Skin abrasion caused by friction

Friction burn caused by a treadmill. Example of a third-degree friction burn

A friction burn is a form of abrasion caused by the friction of skin rubbing against a surface. A friction burn may also be referred to as skinning, chafing, or a term named for the surface causing the burn such as rope burn, carpet burn or rug burn. Because friction generates heat, extreme cases of chafing may result in genuine thermal burning of the outer layers of skin.

The dermal papillae may be exposed after top layers of the epidermis (stratum corneum, stratum granulosum, stratum spinosum and stratum basale) have been removed. This is often uncomfortable and even painful, but rarely results in bleeding.

A person's own skin (or the skin of another person) may be sufficient to act as an abrasive surface to cause friction burn. More commonly, friction with abrasive surfaces, including clothing, carpet, or rope, can lead to a friction burn.

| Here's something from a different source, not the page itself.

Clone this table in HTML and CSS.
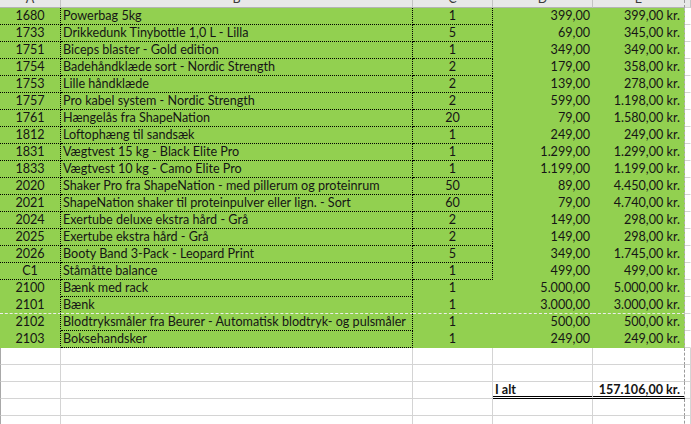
FILE: index.html
```html
<!DOCTYPE html>
<html lang="da">
<head>
<meta charset="utf-8">
<title>Ordre</title>
<link rel="stylesheet" href="styles.css">
</head>
<body>
<div class="sheet">
  <div class="row head">
    <div class="a"><span>A</span></div><div class="b"><span>B</span></div><div class="c3"><span>C</span></div><div class="d"><span>D</span></div><div class="e"><span>E</span></div><div class="f"></div>
  </div>
  <div class="row data box"><div class="a">1680</div><div class="b">Powerbag 5kg</div><div class="c3">1</div><div class="d">399,00</div><div class="e">399,00 kr.</div><div class="f"></div></div>
  <div class="row data box"><div class="a">1733</div><div class="b">Drikkedunk Tinybottle 1,0 L - Lilla</div><div class="c3">5</div><div class="d">69,00</div><div class="e">345,00 kr.</div><div class="f"></div></div>
  <div class="row data box"><div class="a">1751</div><div class="b">Biceps blaster - Gold edition</div><div class="c3">1</div><div class="d">349,00</div><div class="e">349,00 kr.</div><div class="f"></div></div>
  <div class="row data box"><div class="a">1754</div><div class="b">Badehåndklæde sort - Nordic Strength</div><div class="c3">2</div><div class="d">179,00</div><div class="e">358,00 kr.</div><div class="f"></div></div>
  <div class="row data box"><div class="a">1753</div><div class="b">Lille håndklæde</div><div class="c3">2</div><div class="d">139,00</div><div class="e">278,00 kr.</div><div class="f"></div></div>
  <div class="row data box"><div class="a">1757</div><div class="b">Pro kabel system - Nordic Strength</div><div class="c3">2</div><div class="d">599,00</div><div class="e">1.198,00 kr.</div><div class="f"></div></div>
  <div class="row data box"><div class="a">1761</div><div class="b">Hængelås fra ShapeNation</div><div class="c3">20</div><div class="d">79,00</div><div class="e">1.580,00 kr.</div><div class="f"></div></div>
  <div class="row data box"><div class="a">1812</div><div class="b">Loftophæng til sandsæk</div><div class="c3">1</div><div class="d">249,00</div><div class="e">249,00 kr.</div><div class="f"></div></div>
  <div class="row data box"><div class="a">1831</div><div class="b">Vægtvest 15 kg - Black Elite Pro</div><div class="c3">1</div><div class="d">1.299,00</div><div class="e">1.299,00 kr.</div><div class="f"></div></div>
  <div class="row data box"><div class="a">1833</div><div class="b">Vægtvest 10 kg - Camo Elite Pro</div><div class="c3">1</div><div class="d">1.199,00</div><div class="e">1.199,00 kr.</div><div class="f"></div></div>
  <div class="row data box"><div class="a">2020</div><div class="b">Shaker Pro fra ShapeNation - med pillerum og proteinrum</div><div class="c3">50</div><div class="d">89,00</div><div class="e">4.450,00 kr.</div><div class="f"></div></div>
  <div class="row data box"><div class="a">2021</div><div class="b">ShapeNation shaker til proteinpulver eller lign. - Sort</div><div class="c3">60</div><div class="d">79,00</div><div class="e">4.740,00 kr.</div><div class="f"></div></div>
  <div class="row data box"><div class="a">2024</div><div class="b">Exertube deluxe ekstra hård - Grå</div><div class="c3">2</div><div class="d">149,00</div><div class="e">298,00 kr.</div><div class="f"></div></div>
  <div class="row data box"><div class="a">2025</div><div class="b">Exertube ekstra hård - Grå</div><div class="c3">2</div><div class="d">149,00</div><div class="e">298,00 kr.</div><div class="f"></div></div>
  <div class="row data box"><div class="a">2026</div><div class="b">Booty Band 3-Pack - Leopard Print</div><div class="c3">5</div><div class="d">349,00</div><div class="e">1.745,00 kr.</div><div class="f"></div></div>
  <div class="row data box"><div class="a">C1</div><div class="b">Ståmåtte balance</div><div class="c3">1</div><div class="d">499,00</div><div class="e">499,00 kr.</div><div class="f"></div></div>
  <div class="row data"><div class="a">2100</div><div class="b">Bænk med rack</div><div class="c3">1</div><div class="d">5.000,00</div><div class="e">5.000,00 kr.</div><div class="f"></div></div>
  <div class="row data brk"><div class="a">2101</div><div class="b">Bænk</div><div class="c3">1</div><div class="d">3.000,00</div><div class="e">3.000,00 kr.</div><div class="f"></div></div>
  <div class="row data"><div class="a">2102</div><div class="b">Blodtryksmåler fra Beurer - Automatisk blodtryk- og pulsmåler</div><div class="c3">1</div><div class="d">500,00</div><div class="e">500,00 kr.</div><div class="f"></div></div>
  <div class="row data"><div class="a">2103</div><div class="b">Boksehandsker</div><div class="c3">1</div><div class="d">249,00</div><div class="e">249,00 kr.</div><div class="f"></div></div>
  <div class="row blank"><div class="a"></div><div class="b"></div><div class="c3"></div><div class="d"></div><div class="e"></div><div class="f"></div></div>
  <div class="row blank"><div class="a"></div><div class="b"></div><div class="c3"></div><div class="d"></div><div class="e"></div><div class="f"></div></div>
  <div class="row blank total"><div class="a"></div><div class="b"></div><div class="c3"></div><div class="d">I alt</div><div class="e">157.106,00 kr.</div><div class="f"></div></div>
  <div class="row blank"><div class="a"></div><div class="b"></div><div class="c3"></div><div class="d"></div><div class="e"></div><div class="f"></div></div>
  <div class="row blank"><div class="a"></div><div class="b"></div><div class="c3"></div><div class="d"></div><div class="e"></div><div class="f"></div></div>
</div>
</body>
</html>
```
FILE: styles.css
```css
html, body {
  margin: 0;
  padding: 0;
  background: #ffffff;
  overflow: hidden;
}
body {
  font-family: Lato, "Liberation Sans", sans-serif;
  font-size: 12.6px;
  color: #151515;
}
.sheet {
  width: 691px;
  height: 424px;
  overflow: hidden;
}
.row {
  display: grid;
  grid-template-columns: 61px 352px 80px 100px 92px 1fr;
  height: 17px;
}
.row > div {
  box-sizing: border-box;
  height: 17px;
  line-height: 16px;
  white-space: nowrap;
  overflow: hidden;
  border-right: 1px solid transparent;
  border-bottom: 1px solid transparent;
}
.a, .c3 { text-align: center; }
.b { padding-left: 2px; }
.d { text-align: right; padding-right: 2px; }
.e { text-align: right; padding-right: 4px; }

/* column header strip */
.row.head { height: 8px; }
.head > div {
  height: 8px;
  background: #e8e8e8;
  border-right: 1px solid #c3c3c3;
  border-bottom: 1px solid #b4b4b4;
  color: #3a3a3a;
  text-align: center;
  padding: 0;
}
.head > div span {
  display: block;
  margin-top: -9px;
  line-height: 16px;
}
.head .e { border-right: 1px dashed #9a9a9a; }

/* green data rows */
.data > div:not(.f) { background: #92d050; }
.data .a { border-right: 1px dotted #000; }
.data .b {
  border-right: 1px dotted #000;
  border-bottom: 1px dotted #000;
}
.box .a { border-bottom: 1px dotted #000; }
.box .c3 {
  border-right: 1px dotted #000;
  border-bottom: 1px dotted #000;
}
.data .e {
  background-clip: padding-box;
  border-right: 1px dashed #b0b0b0;
}
.f {
  border-bottom: 1px solid #d4d4d4 !important;
}
.brk > div:not(.f) { border-bottom: 1px dashed #ececec; }

/* empty rows below */
.blank > div {
  border-right: 1px solid #d4d4d4;
  border-bottom: 1px solid #d4d4d4;
}
.blank .a { border-left: 1px solid #a8a8a8; }
.blank .e { border-right: 1px dashed #9a9a9a; }
.total .d {
  font-weight: bold;
  text-align: left;
  padding-left: 2px;
  border-bottom: 3px double #000;
  line-height: 15px;
}
.total .e {
  font-weight: bold;
  border-bottom: 3px double #000;
  line-height: 15px;
}
```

Common places at which skin-to-skin chafing can occur are between the thighs and under the armpits. Friction burns are very common with clothing such as pants on the knees caused by playing sports or sliding on wooden surfaces.

Less dangerous friction burns can occur frequently on sensitive skin surfaces such as the genitals, such as during sexual intercourse or masturbation.

The risks of a friction burn include infection and temporary or permanent scarring.

==Treatments==
Most minor cases of a friction burn require little to no treatment, as a specific case of allergy might aggravate the burn.

Treatments for friction burns usually involve application of an anti-inflammatory cream. Pain relieving medication may also be taken.